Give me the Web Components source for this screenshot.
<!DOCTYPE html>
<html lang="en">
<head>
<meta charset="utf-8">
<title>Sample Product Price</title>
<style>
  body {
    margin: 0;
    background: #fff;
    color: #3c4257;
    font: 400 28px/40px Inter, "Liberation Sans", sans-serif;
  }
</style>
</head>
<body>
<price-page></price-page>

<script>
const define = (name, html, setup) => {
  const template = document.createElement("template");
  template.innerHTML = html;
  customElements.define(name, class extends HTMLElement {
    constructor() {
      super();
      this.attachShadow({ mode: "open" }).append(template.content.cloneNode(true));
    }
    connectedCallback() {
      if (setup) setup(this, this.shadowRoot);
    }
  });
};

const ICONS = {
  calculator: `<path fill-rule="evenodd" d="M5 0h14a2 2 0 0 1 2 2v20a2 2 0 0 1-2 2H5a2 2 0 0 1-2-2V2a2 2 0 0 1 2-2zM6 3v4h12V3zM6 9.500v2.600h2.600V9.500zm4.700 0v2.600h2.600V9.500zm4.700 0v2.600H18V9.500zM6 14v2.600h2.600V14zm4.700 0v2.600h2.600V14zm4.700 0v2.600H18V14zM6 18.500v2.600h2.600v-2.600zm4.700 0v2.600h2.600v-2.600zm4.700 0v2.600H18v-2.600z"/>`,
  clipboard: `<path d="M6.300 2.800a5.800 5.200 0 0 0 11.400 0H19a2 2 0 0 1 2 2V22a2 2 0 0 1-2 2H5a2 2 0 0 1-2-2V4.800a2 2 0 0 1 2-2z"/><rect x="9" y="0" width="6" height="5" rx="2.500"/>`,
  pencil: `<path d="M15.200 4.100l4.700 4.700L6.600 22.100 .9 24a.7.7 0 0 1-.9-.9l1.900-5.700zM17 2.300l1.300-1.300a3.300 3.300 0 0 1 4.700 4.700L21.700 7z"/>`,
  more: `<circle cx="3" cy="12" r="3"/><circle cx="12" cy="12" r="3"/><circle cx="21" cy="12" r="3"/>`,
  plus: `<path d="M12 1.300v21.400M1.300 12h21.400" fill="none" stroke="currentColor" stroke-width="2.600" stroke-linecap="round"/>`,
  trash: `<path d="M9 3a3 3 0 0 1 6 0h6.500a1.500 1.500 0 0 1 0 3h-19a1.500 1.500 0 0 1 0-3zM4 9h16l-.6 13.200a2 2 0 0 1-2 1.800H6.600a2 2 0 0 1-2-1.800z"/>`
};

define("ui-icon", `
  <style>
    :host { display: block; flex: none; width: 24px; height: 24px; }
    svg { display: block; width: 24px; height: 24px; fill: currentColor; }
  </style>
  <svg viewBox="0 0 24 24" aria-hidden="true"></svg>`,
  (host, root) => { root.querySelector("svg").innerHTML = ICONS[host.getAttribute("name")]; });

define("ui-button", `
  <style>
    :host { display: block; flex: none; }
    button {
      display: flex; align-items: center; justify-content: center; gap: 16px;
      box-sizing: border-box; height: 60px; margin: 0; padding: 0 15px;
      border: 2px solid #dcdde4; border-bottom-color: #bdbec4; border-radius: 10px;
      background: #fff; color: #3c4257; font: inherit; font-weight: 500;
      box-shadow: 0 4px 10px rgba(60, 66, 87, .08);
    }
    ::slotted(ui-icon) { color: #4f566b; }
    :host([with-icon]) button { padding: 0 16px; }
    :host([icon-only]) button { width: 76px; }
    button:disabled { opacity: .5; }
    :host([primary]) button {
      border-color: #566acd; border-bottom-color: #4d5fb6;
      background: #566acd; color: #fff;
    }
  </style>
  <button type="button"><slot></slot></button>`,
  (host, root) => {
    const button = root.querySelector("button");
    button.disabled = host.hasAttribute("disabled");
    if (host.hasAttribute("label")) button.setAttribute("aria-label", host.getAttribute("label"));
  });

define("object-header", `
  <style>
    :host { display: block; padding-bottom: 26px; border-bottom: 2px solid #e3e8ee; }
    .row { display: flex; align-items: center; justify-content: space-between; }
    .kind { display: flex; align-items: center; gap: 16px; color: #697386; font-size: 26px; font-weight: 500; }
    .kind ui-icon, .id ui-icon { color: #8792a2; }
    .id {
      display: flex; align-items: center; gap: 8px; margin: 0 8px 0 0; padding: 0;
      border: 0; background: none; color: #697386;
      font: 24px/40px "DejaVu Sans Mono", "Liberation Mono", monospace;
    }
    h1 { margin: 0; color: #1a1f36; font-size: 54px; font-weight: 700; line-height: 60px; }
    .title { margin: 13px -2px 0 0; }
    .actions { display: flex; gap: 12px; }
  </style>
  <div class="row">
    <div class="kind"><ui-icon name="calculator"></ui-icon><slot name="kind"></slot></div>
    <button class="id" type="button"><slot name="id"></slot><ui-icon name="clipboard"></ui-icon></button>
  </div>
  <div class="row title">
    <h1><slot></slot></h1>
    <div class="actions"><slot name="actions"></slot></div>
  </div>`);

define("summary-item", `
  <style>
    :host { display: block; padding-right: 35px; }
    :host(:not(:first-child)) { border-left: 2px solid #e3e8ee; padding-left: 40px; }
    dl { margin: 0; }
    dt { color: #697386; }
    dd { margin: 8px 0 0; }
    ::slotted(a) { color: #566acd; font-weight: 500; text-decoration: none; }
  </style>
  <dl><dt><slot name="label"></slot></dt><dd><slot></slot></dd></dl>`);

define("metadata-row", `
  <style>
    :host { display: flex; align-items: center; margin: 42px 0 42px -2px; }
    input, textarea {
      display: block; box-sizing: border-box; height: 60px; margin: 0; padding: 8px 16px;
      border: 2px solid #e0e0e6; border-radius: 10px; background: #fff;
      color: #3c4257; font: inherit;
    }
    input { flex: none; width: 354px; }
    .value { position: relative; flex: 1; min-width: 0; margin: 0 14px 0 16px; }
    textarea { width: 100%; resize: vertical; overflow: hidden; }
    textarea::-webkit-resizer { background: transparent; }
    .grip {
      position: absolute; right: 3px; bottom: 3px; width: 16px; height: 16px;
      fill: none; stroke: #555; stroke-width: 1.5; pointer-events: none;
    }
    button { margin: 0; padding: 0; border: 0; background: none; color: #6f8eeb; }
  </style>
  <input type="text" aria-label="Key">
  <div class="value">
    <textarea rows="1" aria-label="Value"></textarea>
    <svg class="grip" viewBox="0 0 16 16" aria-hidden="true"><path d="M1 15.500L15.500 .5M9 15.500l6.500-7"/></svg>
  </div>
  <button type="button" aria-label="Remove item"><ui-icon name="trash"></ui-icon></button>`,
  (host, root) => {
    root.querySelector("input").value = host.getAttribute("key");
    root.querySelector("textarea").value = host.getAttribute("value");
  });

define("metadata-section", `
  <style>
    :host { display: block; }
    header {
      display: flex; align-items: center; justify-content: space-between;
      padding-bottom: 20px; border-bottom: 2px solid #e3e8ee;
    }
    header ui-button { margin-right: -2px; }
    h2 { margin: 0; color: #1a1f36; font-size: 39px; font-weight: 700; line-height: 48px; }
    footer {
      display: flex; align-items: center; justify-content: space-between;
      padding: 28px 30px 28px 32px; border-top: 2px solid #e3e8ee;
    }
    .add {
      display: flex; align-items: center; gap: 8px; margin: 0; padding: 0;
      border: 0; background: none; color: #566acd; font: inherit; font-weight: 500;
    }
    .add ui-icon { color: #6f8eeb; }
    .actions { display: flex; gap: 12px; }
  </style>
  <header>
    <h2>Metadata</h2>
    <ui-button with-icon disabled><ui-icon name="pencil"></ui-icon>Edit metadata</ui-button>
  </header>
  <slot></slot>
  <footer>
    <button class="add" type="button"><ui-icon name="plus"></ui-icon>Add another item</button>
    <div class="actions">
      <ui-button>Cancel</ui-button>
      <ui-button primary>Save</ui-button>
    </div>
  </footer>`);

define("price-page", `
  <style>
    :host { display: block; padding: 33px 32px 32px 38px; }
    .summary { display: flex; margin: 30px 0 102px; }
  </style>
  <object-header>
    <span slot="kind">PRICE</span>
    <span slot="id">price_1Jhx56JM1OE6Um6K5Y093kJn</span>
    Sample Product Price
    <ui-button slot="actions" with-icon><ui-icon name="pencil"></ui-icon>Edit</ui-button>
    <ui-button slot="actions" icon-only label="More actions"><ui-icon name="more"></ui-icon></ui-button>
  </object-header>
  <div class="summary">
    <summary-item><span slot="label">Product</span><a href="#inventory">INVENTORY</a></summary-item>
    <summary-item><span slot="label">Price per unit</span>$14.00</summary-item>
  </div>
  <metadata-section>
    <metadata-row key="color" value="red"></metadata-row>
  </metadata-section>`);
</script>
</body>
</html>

-.-.-

*What is required:* Please transcribe, exactly and with nothing added, the lines from the first line of the material above through the line that contains "<price-page></price-page>".

*Problem solution:*
Give me the Web Components source for this screenshot.
<!DOCTYPE html>
<html lang="en">
<head>
<meta charset="utf-8">
<title>Sample Product Price</title>
<style>
  body {
    margin: 0;
    background: #fff;
    color: #3c4257;
    font: 400 28px/40px Inter, "Liberation Sans", sans-serif;
  }
</style>
</head>
<body>
<price-page></price-page>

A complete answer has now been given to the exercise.